Он знал не только Дольберга, но и его отца, отставного кагэбэшника. (Возможно, отцовские связи и помогли Дольбергу с выездом в капстрану.) Шум по поводу побега еще не улегся, как отец стал звонить в Институт мировой литературы, в сектор, где Алик подрабатывал каталогизацией англоязычных изданий.

– Говохит стахший Дольбехг. Мой сын недополучил у вас деньги…

Взявшая трубку сотрудница в ужасе залепетала, что ничего сказать не может и позовет заведующую. Но и та растерялась:

– Вы знаете… я не знаю… понимаете… дело щекотливое…

– Чего там щекотливэ – у менья довьехенность есть…

По словам Володи, деньги были дополучены.

Наша постановка имела успех. Играл я, полагаю, так себе, но, натасканный Пигмалионом-Бочкаревым, сумел по-британски озвучить знаменитую реплику Хиггинса в той сцене, где оскорбленная вопросом о шлепанцах Элайза, утратив свежеприобретенный лоск, выпаливает неграмотное them slippers, а Хиггинс поправляет ее: those slippers.

Элайзу играла студентка на курс старше меня. В ее русской речи слышались какие-то странные обертоны, и я гадал, не это ли определило Володин выбор. В дальнейшем она стала сотрудницей американского сектора ИМЛИ, и мы неожиданно встретились десятилетия спустя, когда в составе советской делегации она приехала в исследовательский центр в Северной Каролине, где я был на стипендии.
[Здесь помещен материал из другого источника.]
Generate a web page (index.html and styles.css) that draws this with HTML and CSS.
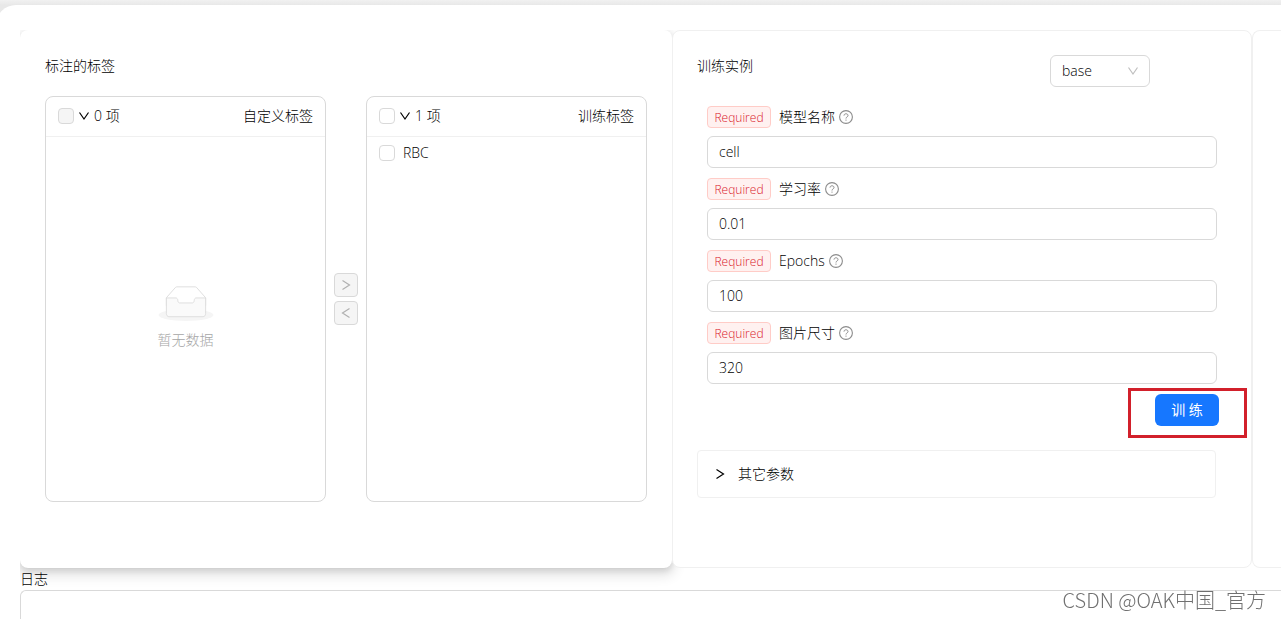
FILE: index.html
```html
<!DOCTYPE html>
<html lang="zh-CN">
<head>
<meta charset="utf-8">
<meta name="viewport" content="width=device-width, initial-scale=1">
<title>训练实例</title>
<link rel="stylesheet" href="styles.css">
</head>
<body>
<svg class="sprite" aria-hidden="true">
  <symbol id="down" viewBox="0 0 12 12"><path d="M1.500 2.500 6 9l4.500-6.500" fill="none" stroke="currentColor" stroke-width="1.200"/></symbol>
  <symbol id="right" viewBox="0 0 12 12"><path d="M2.500 1.500 9.500 6l-7 4.500" fill="none" stroke="currentColor" stroke-width="1.200"/></symbol>
  <symbol id="left" viewBox="0 0 12 12"><path d="M9.500 1.500 2.500 6l7 4.500" fill="none" stroke="currentColor" stroke-width="1.200"/></symbol>
  <symbol id="help" viewBox="0 0 14 14"><circle cx="7" cy="7" r="6.400" fill="none" stroke="currentColor" stroke-width="1.100"/><path d="M5 5.600C5 3.200 9 3.200 9 5.500 9 7 7 6.900 7 8.500" fill="none" stroke="currentColor"/><circle cx="7" cy="10.100" r=".65" fill="currentColor"/></symbol>
</svg>
<main class="panel">
  <div class="content">
    <div class="cards">
      <section class="card card-raised">
        <h2 class="card-title">标注的标签</h2>
        <div class="transfer">
          <div class="list">
            <div class="list-head">
              <input class="check" type="checkbox" disabled aria-label="全选自定义标签">
              <svg class="icon-down"><use href="#down"/></svg>
              <span class="count">0 项</span>
              <span class="list-name">自定义标签</span>
            </div>
            <div class="empty">
              <svg class="empty-icon" viewBox="0 0 64 41"><g transform="translate(0 1)" fill="none" fill-rule="evenodd"><ellipse fill="#f5f5f5" cx="32" cy="33" rx="32" ry="7"/><g stroke="#d9d9d9"><path fill="#fff" d="M55 12.760 44.854 1.258C44.367.474 43.656 0 42.907 0H21.093c-.749 0-1.460.474-1.947 1.257L9 12.761V22h46v-9.240z"/><path d="M41.613 15.931c0-1.605.994-2.930 2.227-2.931H55v18.137C55 33.260 53.680 35 52.050 35h-40.100C10.320 35 9 33.259 9 31.137V13h11.160c1.233 0 2.227 1.323 2.227 2.928v.022c0 1.605 1.005 2.901 2.237 2.901h14.752c1.232 0 2.237-1.308 2.237-2.913v-.007z" fill="#fafafa"/></g></g></svg>
              <span>暂无数据</span>
            </div>
          </div>
          <div class="moves">
            <button class="move" type="button" disabled aria-label="右移"><svg class="icon"><use href="#right"/></svg></button>
            <button class="move" type="button" disabled aria-label="左移"><svg class="icon"><use href="#left"/></svg></button>
          </div>
          <div class="list">
            <div class="list-head">
              <input class="check" type="checkbox" aria-label="全选训练标签">
              <svg class="icon-down"><use href="#down"/></svg>
              <span class="count">1 项</span>
              <span class="list-name">训练标签</span>
            </div>
            <label class="list-item"><input class="check" type="checkbox">RBC</label>
          </div>
        </div>
      </section>

      <section class="card">
        <div class="card-head">
          <h2 class="card-title">训练实例</h2>
          <div class="select-wrap">
            <select class="select" aria-label="训练实例"><option>base</option></select>
            <svg class="select-arrow"><use href="#down"/></svg>
          </div>
        </div>
        <form class="form">
          <div class="field">
            <div class="field-label"><span class="tag">Required</span><label for="name">模型名称</label><svg class="help"><use href="#help"/></svg></div>
            <input class="input" id="name" type="text" value="cell">
          </div>
          <div class="field">
            <div class="field-label"><span class="tag">Required</span><label for="rate">学习率</label><svg class="help"><use href="#help"/></svg></div>
            <input class="input" id="rate" type="text" value="0.01">
          </div>
          <div class="field">
            <div class="field-label"><span class="tag">Required</span><label for="epochs">Epochs</label><svg class="help"><use href="#help"/></svg></div>
            <input class="input" id="epochs" type="text" value="100">
          </div>
          <div class="field">
            <div class="field-label"><span class="tag">Required</span><label for="size">图片尺寸</label><svg class="help"><use href="#help"/></svg></div>
            <input class="input" id="size" type="text" value="320">
          </div>
        </form>
        <div class="actions">
          <div class="marked"><button class="train" type="button">训 练</button></div>
        </div>
        <button class="collapse" type="button" aria-expanded="false"><svg class="icon"><use href="#right"/></svg>其它参数</button>
      </section>

      <section class="card card-last"></section>
    </div>
    <label class="log-label" for="log">日志</label>
    <textarea class="log" id="log"></textarea>
  </div>
</main>
<div class="watermark">CSDN @OAK中国_官方</div>
</body>
</html>
```
FILE: styles.css
```css
* { box-sizing: border-box; }

body {
  margin: 0;
  height: 100vh;
  overflow: hidden;
  padding-top: 5px;
  background: linear-gradient(#f1f1f1, #e8e8e8 5px);
  color: #000;
  font: 300 14px/22px "Open Sans", "Noto Sans CJK SC", sans-serif;
}

button, input, select, textarea { font: inherit; color: inherit; }
.sprite { display: none; }

.panel {
  height: 100%;
  margin-left: -4px;
  padding: 25px 0 0 24px;
  border-radius: 20px 0 0 0;
  background: #fff;
}

.content { height: 100%; overflow: hidden; }

.cards {
  display: grid;
  grid-template-columns: 652fr 580fr 29fr;
}

.card {
  min-width: 0;
  min-height: 538px;
  padding: 24px;
  border: 1px solid #f0f0f0;
  border-radius: 8px;
  background: #fff;
}

.card-raised {
  border-color: transparent;
  background-clip: border-box;
  box-shadow: 0 1px 2px -2px rgba(0, 0, 0, 0.16), 0 3px 6px rgba(0, 0, 0, 0.12), 0 5px 12px 4px rgba(0, 0, 0, 0.09);
}

.card-last {
  padding: 0;
  border-right: 0;
  border-radius: 8px 0 0 8px;
}

.card-title { margin: 0; font-size: 14px; font-weight: inherit; }

.transfer { display: flex; gap: 8px; margin-top: 19px; }

.list {
  flex: 1;
  height: 406px;
  display: flex;
  flex-direction: column;
  border: 1px solid #d9d9d9;
  border-radius: 8px;
}

.list-head {
  display: flex;
  align-items: center;
  gap: 4px;
  height: 40px;
  padding: 0 12px 1px;
  border-bottom: 1px solid #f0f0f0;
}

.list-name { margin-left: auto; }

.check {
  appearance: none;
  flex: none;
  width: 16px;
  height: 16px;
  margin: 0;
  border: 1px solid #d9d9d9;
  border-radius: 4px;
  background: #fff;
}
.check:disabled { background: #f5f5f5; }

.list-item { display: flex; align-items: center; gap: 8px; padding: 5px 12px; }

.icon, .icon-down { flex: none; width: 12px; height: 12px; }

.empty {
  flex: 1;
  display: flex;
  flex-direction: column;
  align-items: center;
  justify-content: center;
  gap: 8px;
  padding-bottom: 2px;
  color: #a6a6a6;
}
.empty-icon { width: 56px; height: 35px; }

.moves { display: flex; flex-direction: column; justify-content: center; gap: 4px; }

.move {
  display: grid;
  place-items: center;
  width: 24px;
  height: 24px;
  padding: 0;
  border: 1px solid #d9d9d9;
  border-radius: 4px;
  background: #f5f5f5;
  color: #b0b0b0;
}

.card-head { display: flex; justify-content: space-between; padding-right: 77px; }

.select-wrap { position: relative; width: 100px; height: 32px; }
.select {
  appearance: none;
  width: 100%;
  height: 100%;
  padding: 0 11px;
  border: 1px solid #d9d9d9;
  border-radius: 6px;
  background: #fff;
}
.select-arrow {
  position: absolute;
  top: 10px;
  right: 11px;
  width: 12px;
  height: 12px;
  color: #bfbfbf;
  pointer-events: none;
}

.form { display: grid; gap: 10px; margin-top: 19px; padding: 0 10px; }
.field { display: grid; gap: 8px; }
.field-label { display: flex; align-items: center; height: 22px; }

.tag {
  margin-right: 8px;
  width: 64px;
  height: 22px;
  padding-top: 1px;
  text-align: center;
  border: 1px solid #ffccc7;
  border-radius: 4px;
  background: #fff1f0;
  color: #d9202a;
  font-size: 12px;
  line-height: 20px;
}

.help { width: 14px; height: 14px; margin-left: 4px; color: #8c8c8c; }

.input {
  width: 100%;
  height: 32px;
  padding: 0 11px 2px;
  border: 1px solid #d9d9d9;
  border-radius: 6px;
  background: #fff;
}

.actions { display: flex; justify-content: flex-end; margin-top: 10px; padding-right: 8px; }

.marked { position: relative; }
.marked::after {
  content: "";
  position: absolute;
  inset: -6px -28px -12px -27px;
  border: 3px solid #d2202b;
  pointer-events: none;
}

.train {
  display: block;
  width: 64px;
  height: 32px;
  padding: 0;
  border: 0;
  border-radius: 6px;
  background: #1677ff;
  color: #fff;
  font-weight: 400;
}

.collapse {
  display: flex;
  align-items: center;
  gap: 12px;
  width: calc(100% - 11px);
  height: 48px;
  margin-top: 24px;
  padding: 0 16px;
  border: 1px solid #f0f0f0;
  border-radius: 4px;
  background: #fff;
}

.log-label { display: block; position: relative; }

.log {
  display: block;
  position: relative;
  width: 100%;
  height: 120px;
  resize: none;
  border: 1px solid #d9d9d9;
  border-right: 0;
  border-radius: 6px 0 0 6px;
  background: #fff;
}

.watermark {
  position: fixed;
  right: 15px;
  bottom: 5px;
  color: #707070;
  font: 300 20px/28px "Noto Sans CJK SC", sans-serif;
}
```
Тот театральный опыт остался в моей жизни уникальным. Вспоминается он часто – при попытках изобразить британский акцент, при очередном вхождении, после долгих каникул, в амплуа профессора и чуть ли не на каждом докладе, отягченном неизбывным русским акцентом, – особенно с тех пор, как, выходя с престижного лос-анджелесского семинара, участники которого, исключительно выходцы из России, изъяснялись изо всех сил по-английски, мой приятель сказал, что больше всего это напоминало спектакль на языке в советском педвузе.